Exercise instructions: Filter the entries below, keeping only lines with the word "that".

Provided entries:
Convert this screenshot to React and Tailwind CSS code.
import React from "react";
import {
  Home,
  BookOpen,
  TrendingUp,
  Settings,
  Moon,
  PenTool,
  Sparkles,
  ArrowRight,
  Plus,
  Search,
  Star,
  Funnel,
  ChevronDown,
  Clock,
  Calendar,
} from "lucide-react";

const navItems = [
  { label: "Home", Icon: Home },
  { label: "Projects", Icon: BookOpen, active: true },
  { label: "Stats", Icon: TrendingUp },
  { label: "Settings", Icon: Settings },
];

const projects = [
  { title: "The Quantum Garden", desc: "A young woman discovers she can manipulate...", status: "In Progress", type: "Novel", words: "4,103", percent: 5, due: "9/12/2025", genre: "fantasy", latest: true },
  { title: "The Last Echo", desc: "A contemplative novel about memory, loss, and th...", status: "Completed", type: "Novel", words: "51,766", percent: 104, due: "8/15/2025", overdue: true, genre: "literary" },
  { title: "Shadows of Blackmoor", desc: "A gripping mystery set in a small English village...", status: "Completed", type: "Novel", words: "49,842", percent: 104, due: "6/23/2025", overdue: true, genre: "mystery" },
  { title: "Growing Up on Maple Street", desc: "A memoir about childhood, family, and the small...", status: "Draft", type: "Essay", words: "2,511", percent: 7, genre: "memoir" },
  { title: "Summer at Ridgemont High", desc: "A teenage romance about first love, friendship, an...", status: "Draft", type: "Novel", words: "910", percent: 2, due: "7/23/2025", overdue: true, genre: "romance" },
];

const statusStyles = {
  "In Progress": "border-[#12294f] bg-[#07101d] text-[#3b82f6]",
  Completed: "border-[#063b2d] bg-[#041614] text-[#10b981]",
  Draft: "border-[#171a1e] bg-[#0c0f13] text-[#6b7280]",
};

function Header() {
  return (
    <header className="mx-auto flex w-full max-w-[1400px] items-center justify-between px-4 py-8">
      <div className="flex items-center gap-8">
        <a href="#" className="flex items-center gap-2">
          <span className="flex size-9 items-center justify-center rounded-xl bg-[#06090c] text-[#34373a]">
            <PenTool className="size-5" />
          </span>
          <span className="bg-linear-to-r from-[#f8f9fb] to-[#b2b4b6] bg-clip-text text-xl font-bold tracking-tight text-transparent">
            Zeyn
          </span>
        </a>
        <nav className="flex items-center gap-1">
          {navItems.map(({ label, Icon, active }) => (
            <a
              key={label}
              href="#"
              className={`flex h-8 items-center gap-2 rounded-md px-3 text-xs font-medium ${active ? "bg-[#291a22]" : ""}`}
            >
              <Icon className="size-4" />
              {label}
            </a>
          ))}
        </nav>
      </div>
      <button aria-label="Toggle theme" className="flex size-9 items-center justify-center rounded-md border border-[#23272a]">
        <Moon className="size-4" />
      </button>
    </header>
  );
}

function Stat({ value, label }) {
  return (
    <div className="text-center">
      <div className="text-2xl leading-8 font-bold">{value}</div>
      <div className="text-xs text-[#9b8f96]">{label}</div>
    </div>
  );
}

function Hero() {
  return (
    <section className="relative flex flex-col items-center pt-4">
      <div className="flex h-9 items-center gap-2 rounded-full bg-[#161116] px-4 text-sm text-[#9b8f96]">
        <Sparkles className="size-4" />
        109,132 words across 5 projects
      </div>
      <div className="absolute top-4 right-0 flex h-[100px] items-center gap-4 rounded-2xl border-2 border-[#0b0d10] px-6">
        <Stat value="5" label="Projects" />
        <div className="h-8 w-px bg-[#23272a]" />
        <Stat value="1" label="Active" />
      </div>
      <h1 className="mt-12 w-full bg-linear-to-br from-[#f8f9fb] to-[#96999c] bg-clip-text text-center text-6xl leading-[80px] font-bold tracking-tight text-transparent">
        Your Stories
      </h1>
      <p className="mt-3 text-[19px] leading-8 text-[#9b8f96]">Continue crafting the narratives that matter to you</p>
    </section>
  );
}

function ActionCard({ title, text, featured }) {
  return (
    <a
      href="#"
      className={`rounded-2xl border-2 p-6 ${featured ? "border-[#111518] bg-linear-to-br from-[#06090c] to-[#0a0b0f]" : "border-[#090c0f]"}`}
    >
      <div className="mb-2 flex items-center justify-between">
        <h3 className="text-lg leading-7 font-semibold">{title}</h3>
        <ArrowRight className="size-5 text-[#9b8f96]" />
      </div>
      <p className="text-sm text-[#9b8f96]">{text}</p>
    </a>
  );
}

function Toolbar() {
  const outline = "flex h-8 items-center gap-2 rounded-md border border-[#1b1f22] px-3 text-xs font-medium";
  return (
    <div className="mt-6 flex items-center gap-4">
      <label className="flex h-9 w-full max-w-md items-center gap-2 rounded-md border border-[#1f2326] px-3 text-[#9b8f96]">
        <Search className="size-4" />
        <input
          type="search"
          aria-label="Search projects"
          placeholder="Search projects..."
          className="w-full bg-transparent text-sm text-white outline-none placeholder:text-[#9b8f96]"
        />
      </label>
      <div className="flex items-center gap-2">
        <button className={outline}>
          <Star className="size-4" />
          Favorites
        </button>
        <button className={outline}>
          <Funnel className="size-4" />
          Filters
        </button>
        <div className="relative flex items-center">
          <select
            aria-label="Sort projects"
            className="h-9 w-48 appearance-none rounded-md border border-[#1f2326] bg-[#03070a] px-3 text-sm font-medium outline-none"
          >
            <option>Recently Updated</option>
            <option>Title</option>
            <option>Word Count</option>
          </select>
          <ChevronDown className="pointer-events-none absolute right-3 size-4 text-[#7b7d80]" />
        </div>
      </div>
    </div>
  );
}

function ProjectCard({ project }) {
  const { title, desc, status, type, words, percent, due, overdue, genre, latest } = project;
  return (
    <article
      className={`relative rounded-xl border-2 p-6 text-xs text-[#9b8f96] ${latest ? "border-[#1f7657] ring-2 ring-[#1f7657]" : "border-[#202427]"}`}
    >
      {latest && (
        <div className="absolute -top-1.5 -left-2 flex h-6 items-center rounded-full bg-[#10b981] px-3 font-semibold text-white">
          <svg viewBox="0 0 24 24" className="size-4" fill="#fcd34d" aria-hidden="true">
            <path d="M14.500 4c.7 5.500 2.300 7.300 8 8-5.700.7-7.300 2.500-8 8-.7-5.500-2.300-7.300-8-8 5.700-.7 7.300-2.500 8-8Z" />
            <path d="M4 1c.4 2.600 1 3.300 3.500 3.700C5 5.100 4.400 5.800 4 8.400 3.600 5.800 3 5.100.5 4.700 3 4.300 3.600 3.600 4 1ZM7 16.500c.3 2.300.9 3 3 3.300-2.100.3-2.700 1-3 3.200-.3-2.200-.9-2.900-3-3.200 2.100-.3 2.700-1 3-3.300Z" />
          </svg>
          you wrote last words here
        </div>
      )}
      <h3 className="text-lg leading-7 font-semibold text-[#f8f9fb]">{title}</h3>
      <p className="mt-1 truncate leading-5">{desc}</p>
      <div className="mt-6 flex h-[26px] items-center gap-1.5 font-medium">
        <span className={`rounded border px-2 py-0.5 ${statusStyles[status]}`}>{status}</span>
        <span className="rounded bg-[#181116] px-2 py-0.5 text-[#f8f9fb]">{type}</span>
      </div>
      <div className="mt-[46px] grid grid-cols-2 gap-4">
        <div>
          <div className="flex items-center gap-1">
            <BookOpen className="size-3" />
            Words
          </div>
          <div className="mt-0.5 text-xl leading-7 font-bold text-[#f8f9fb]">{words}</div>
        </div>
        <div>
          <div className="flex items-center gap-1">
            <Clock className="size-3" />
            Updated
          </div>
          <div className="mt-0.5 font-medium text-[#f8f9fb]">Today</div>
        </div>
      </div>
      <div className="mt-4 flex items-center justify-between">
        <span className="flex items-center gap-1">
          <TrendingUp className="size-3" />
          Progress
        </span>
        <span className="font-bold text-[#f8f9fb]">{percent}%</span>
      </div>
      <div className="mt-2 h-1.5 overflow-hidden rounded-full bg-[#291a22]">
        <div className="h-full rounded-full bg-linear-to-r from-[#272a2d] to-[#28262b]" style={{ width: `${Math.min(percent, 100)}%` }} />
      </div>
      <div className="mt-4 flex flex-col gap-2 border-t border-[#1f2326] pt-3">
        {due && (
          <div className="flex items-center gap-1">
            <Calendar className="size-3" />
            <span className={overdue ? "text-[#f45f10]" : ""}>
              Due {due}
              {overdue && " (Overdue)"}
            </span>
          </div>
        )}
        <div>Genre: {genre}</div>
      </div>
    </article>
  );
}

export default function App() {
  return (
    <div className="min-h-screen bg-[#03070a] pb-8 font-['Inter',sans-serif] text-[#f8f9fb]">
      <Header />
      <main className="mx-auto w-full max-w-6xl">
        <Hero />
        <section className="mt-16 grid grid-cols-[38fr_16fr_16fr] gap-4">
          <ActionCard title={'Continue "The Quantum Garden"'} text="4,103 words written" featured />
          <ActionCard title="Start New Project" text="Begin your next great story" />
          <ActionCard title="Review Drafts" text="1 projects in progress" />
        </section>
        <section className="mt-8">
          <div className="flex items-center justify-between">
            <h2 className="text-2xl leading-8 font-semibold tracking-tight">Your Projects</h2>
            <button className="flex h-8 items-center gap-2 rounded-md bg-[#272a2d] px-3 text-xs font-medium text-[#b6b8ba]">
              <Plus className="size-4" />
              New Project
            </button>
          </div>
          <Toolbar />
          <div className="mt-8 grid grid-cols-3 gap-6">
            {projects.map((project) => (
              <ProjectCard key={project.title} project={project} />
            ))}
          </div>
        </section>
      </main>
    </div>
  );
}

---

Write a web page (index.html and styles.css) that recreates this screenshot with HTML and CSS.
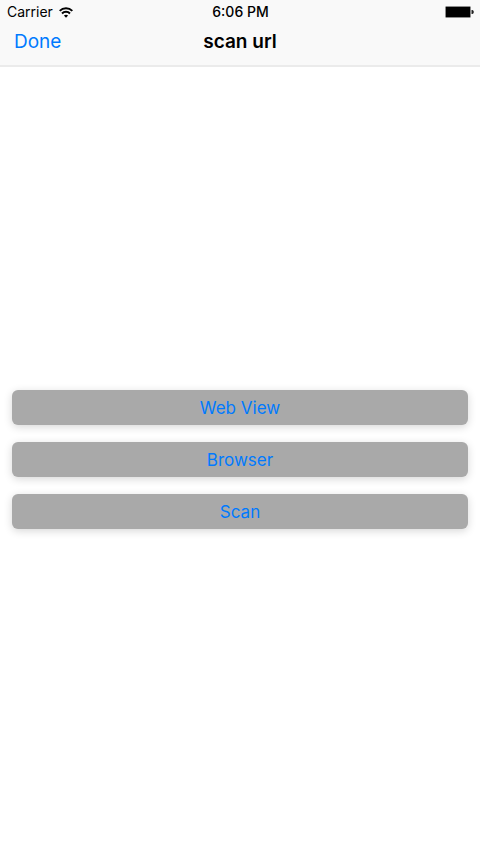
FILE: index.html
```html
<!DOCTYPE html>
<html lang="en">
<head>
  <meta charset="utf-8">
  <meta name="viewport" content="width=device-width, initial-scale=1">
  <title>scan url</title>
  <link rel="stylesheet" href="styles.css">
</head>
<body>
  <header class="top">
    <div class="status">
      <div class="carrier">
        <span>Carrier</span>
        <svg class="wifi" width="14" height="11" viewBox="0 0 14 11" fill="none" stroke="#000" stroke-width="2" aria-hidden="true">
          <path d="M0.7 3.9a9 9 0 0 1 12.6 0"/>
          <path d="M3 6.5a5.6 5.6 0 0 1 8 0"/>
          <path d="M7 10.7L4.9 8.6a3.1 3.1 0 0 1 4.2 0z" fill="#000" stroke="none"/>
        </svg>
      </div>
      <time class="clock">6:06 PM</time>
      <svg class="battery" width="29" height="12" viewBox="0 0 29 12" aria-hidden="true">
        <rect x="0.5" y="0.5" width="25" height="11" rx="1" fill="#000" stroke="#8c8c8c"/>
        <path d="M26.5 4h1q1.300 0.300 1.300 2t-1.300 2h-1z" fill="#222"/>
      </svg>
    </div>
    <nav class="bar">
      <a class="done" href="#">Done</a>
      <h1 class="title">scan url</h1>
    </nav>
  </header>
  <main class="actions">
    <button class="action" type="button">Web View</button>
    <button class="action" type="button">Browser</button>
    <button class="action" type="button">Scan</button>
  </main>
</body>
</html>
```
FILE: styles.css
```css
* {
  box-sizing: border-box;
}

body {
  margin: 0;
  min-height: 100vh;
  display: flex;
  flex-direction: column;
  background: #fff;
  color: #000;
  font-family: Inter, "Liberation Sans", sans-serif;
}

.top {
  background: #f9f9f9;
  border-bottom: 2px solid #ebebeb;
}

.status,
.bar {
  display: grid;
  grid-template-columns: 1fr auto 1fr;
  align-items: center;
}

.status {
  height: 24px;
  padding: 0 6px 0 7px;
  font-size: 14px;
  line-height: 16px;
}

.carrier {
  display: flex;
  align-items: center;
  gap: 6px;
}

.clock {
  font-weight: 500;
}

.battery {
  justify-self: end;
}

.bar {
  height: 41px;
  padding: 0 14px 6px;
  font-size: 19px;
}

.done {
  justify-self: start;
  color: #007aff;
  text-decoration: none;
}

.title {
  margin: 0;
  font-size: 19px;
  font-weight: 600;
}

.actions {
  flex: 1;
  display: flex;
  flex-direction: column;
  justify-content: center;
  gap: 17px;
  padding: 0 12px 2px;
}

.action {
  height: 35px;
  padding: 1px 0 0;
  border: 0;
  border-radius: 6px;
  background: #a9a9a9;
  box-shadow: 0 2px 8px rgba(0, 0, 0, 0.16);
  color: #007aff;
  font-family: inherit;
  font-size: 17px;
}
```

Answer:
      <p className="mt-3 text-[19px] leading-8 text-[#9b8f96]">Continue crafting the narratives that matter to you</p>
Write a web page (index.html and styles.css) that recreates this screenshot with HTML and CSS.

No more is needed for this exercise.